Lacrosse mesh is the name for the strings that form a diamond pattern in the pocket. Lacrosse mesh is the foundation of the pocket, and comes in several different types:
- Performance mesh: This is made of superior materials, but consider it a label, not a particular style. It can be hard mesh or soft — the name refers to the fibers which offer grip and durability.
- Wax mesh: A smooth grip mesh, this gives enhanced hold with less whip and can make shots faster by reducing resistance. However, stringing can be tricky; the wax can stick around on your sidewalls after play.
- Soft mesh: This is ready to use out of the package and a preferred choice for many offensive players. It’s easy to manipulate and gives excellent ball control, but it will stretch over time.

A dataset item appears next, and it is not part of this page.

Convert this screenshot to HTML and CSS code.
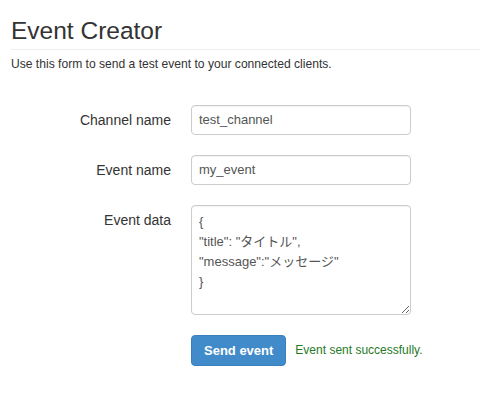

- Hard mesh: A classic choice; the longer a hard mesh ages, the better it performs. This is ideal for durability but requires some time to break in and skill to use as there is very little ‘give.’
- 6-diamond mesh: This is a tight-knit mesh, easy to break in and get used to, thanks to the smaller diamonds (versus standard 10-diamond mesh). It offers excellent handling, but stringing can be tricky.
Women’s Lacrosse Sticks
Women’s lacrosse sticks are comprised of the same components as men’s sticks (head, shaft, pocket, butt end); however, the pocket in women’s lacrosse sticks is different. According to the rules of women’s lacrosse, the top of the lacrosse ball, when placed into the pocket of a horizontally held stick, must be visible above the top of the entire sidewall. As a result, the pocket depth of a women’s lacrosse stick is much shallower than the pocket of a men’s lacrosse stick.